The value of the gravitational constant was first derived from measurements that were made by Henry Cavendish in 1798 with a torsion balance. The value he obtained differs by only 1% from the modern value. The diurnal parallax of the Sun was accurately measured during the transits of Venus in 1761 and 1769, yielding a value of 9″ (9 arcseconds, compared to the present 1976 value of 8.794148″). From the value of the diurnal parallax, one can determine the distance to the Sun from the geometry of Earth.
The first person to estimate the mass of the Sun was Isaac Newton. In his work Principia (1687), he estimated that the ratio of the mass of Earth to the Sun was about 1/28 700. Later he determined that his value was based upon a faulty value for the solar parallax, which he had used to estimate the distance to the Sun (1 AU). He corrected his estimated ratio to 1/169 282 in the third edition of the Principia. The current value for the solar parallax is smaller still, yielding an estimated mass ratio of 1/332 946.

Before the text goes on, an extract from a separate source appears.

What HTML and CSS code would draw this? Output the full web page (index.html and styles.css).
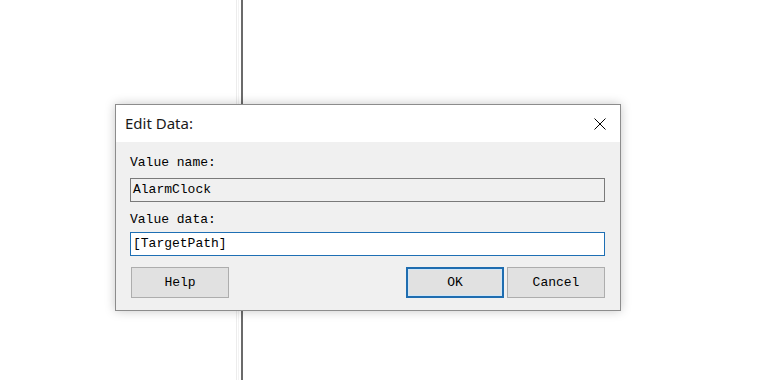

As a unit of measurement, the solar mass came into use before the AU and the gravitational constant were precisely measured. This is because the relative mass of another planet in the Solar System or the combined mass of two binary stars can be calculated in units of Solar mass directly from the orbital radius and orbital period of the planet or stars using Kepler's third law, provided that orbital radius is measured in astronomical units and orbital period is measured in years.
The mass of the Sun has been decreasing since the time it formed. This occurs through two processes in nearly equal amounts. First, in the Sun's core, hydrogen is converted into helium through nuclear fusion, in particular the p–p chain, and this reaction converts some mass into energy in the form of gamma ray photons. Most of this energy eventually radiates away from the Sun. Second, high-energy protons and electrons in the atmosphere of the Sun are ejected directly into outer space as the solar wind and coronal mass ejections.
The original mass of the Sun at the time it reached the main sequence remains uncertain. The early Sun had much higher mass-loss rates than at present, and it may have lost anywhere from 1–7% of its natal mass over the course of its main-sequence lifetime. The Sun gains a very small amount of mass through the impact of asteroids and comets. However, as the Sun already contains 99.86% of the Solar System's total mass, these impacts cannot offset the mass lost by radiation and ejection.